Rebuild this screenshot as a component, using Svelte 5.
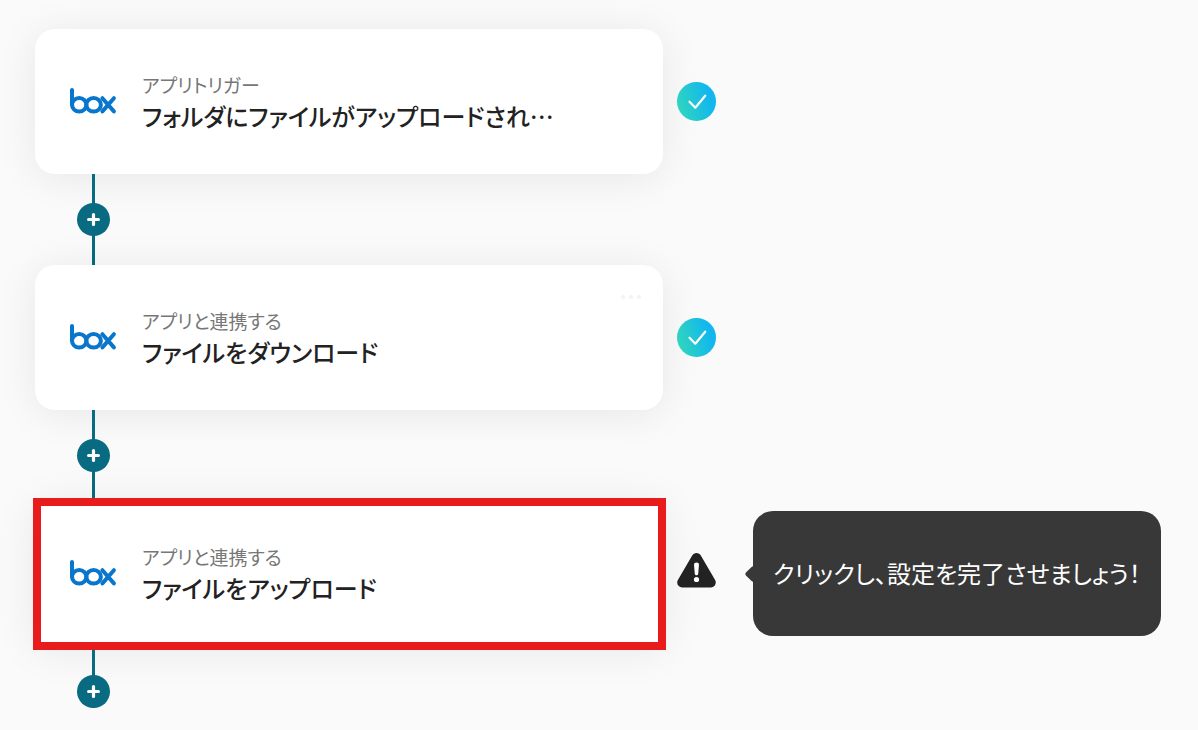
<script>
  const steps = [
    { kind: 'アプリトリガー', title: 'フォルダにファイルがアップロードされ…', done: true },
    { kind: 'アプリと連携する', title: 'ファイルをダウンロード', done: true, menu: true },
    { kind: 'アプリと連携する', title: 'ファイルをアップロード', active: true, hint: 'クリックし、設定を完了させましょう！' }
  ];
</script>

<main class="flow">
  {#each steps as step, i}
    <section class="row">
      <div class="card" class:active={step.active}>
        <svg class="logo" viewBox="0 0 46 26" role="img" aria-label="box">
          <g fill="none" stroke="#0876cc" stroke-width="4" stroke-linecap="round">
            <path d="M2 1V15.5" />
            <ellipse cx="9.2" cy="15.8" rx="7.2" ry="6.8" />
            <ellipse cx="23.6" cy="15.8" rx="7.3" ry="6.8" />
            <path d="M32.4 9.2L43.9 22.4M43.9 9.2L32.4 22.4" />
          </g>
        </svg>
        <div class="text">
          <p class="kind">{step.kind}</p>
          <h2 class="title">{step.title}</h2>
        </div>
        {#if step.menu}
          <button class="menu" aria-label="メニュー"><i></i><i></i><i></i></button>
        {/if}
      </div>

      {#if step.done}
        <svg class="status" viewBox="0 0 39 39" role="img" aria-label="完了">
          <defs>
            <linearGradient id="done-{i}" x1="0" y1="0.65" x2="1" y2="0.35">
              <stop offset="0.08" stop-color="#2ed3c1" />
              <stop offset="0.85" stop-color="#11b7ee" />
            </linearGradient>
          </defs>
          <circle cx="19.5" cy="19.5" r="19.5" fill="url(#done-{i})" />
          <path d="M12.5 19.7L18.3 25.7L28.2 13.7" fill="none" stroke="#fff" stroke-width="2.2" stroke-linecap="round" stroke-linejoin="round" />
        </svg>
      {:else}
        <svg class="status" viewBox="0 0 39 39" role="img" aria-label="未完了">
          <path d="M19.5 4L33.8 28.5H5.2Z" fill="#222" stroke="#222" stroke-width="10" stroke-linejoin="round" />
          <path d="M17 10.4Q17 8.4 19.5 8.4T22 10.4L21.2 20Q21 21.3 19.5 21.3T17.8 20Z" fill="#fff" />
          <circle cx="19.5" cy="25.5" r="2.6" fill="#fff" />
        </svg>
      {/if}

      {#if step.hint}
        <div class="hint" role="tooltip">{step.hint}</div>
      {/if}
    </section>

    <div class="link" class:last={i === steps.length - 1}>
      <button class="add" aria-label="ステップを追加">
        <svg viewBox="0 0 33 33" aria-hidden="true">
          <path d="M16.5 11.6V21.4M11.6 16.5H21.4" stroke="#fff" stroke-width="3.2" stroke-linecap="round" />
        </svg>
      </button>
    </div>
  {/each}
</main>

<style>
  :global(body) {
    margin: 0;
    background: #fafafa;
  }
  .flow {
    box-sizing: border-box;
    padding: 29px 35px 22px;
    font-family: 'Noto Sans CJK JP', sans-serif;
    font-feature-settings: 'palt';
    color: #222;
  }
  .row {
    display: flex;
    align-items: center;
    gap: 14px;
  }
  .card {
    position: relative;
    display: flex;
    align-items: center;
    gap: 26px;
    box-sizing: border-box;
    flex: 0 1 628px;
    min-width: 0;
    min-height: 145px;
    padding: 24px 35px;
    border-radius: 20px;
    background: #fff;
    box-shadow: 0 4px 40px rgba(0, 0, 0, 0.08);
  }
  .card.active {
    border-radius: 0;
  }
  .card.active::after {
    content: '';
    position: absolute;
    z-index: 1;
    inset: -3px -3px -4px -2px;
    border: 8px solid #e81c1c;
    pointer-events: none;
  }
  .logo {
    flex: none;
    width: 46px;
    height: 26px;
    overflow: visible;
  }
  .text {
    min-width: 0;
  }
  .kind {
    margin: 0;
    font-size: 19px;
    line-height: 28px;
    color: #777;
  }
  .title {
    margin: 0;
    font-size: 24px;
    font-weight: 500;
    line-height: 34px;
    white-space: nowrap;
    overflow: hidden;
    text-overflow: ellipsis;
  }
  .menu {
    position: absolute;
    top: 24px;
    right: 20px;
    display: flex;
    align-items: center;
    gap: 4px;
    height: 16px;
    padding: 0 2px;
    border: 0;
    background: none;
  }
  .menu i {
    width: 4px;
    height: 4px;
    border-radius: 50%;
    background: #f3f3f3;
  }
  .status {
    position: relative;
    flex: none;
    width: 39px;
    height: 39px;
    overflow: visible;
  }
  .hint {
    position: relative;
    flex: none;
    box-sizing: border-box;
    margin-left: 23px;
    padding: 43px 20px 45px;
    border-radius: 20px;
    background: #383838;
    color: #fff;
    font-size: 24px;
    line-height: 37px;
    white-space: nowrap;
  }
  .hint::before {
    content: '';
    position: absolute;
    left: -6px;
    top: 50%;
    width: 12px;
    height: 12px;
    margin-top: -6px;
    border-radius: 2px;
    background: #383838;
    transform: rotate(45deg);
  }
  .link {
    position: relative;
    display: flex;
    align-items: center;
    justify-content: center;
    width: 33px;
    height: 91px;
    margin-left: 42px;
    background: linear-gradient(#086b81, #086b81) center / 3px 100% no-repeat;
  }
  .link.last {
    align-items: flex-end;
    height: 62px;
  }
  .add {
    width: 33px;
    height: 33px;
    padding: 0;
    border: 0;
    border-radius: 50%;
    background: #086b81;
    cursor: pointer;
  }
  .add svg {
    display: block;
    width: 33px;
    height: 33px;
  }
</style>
-------------------------
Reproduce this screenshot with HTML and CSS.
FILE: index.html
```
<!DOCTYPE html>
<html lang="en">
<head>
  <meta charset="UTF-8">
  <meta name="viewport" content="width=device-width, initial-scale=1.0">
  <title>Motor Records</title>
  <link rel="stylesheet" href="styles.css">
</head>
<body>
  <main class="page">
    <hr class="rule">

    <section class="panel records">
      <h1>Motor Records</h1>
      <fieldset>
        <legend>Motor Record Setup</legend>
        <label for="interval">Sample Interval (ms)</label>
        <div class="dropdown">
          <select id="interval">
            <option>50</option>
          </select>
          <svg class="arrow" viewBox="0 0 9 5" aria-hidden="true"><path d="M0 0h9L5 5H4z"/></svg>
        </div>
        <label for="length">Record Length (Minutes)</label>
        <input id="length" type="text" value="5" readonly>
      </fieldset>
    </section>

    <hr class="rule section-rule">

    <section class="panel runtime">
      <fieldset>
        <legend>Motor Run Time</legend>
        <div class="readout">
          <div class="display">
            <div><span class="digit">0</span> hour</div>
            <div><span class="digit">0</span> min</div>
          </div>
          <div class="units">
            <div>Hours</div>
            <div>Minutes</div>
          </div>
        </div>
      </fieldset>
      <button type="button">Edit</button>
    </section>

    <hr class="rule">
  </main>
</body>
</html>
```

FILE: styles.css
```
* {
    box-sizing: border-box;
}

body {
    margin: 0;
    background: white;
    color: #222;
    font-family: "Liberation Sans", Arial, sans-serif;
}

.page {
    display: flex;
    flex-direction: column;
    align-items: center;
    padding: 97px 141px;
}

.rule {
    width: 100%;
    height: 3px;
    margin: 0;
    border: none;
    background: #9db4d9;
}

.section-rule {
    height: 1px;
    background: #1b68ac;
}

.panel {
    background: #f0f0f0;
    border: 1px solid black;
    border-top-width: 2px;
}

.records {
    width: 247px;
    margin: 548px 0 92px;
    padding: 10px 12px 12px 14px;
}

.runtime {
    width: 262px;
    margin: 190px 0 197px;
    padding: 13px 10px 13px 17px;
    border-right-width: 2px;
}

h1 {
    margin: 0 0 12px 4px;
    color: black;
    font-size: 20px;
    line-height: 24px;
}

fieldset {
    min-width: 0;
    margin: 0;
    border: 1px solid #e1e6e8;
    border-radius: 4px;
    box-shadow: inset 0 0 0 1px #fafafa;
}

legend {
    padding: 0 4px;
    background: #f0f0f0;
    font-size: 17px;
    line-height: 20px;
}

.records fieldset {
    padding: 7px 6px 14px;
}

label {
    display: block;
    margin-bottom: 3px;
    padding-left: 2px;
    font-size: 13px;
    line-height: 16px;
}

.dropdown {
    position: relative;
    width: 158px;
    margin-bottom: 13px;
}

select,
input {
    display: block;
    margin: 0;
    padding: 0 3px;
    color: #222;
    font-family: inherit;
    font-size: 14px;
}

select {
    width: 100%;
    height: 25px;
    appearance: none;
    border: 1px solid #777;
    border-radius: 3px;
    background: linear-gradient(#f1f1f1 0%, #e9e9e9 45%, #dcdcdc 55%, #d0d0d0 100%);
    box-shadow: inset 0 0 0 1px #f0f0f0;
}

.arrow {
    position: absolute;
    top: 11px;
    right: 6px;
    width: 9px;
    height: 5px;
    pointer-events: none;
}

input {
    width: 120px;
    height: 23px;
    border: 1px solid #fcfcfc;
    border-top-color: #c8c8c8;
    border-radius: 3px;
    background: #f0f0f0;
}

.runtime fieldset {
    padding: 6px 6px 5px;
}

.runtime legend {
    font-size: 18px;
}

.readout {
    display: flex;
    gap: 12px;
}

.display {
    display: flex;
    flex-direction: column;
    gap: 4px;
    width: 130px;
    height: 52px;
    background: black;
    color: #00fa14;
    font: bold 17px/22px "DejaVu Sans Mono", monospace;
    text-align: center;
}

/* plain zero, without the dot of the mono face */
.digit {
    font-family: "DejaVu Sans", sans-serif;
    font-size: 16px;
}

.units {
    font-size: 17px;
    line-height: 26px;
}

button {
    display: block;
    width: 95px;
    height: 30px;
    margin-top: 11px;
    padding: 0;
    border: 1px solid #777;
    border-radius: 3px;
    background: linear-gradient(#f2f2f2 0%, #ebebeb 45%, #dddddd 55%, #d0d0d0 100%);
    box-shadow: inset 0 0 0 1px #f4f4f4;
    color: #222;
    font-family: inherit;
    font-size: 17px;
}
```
-------------------------
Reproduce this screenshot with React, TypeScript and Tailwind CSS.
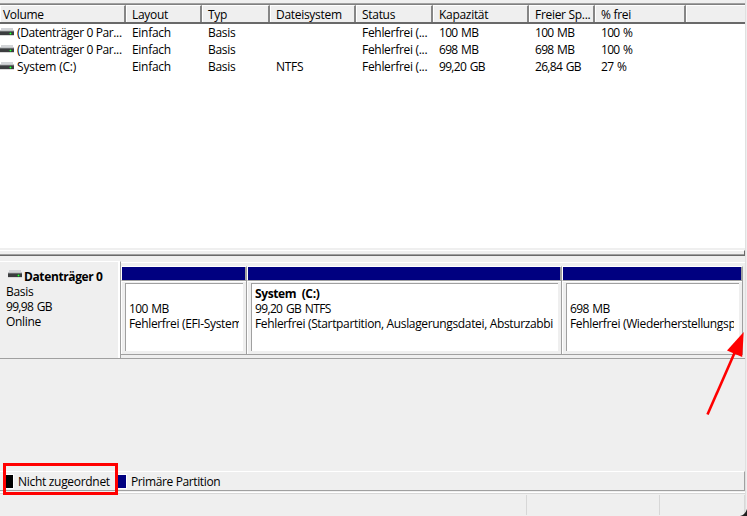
-------------------------
- _Task to complete_
Pull every line containing "Reproduce" from the material above.

- _Full answer_
Reproduce this screenshot with HTML and CSS.
Reproduce this screenshot with React, TypeScript and Tailwind CSS.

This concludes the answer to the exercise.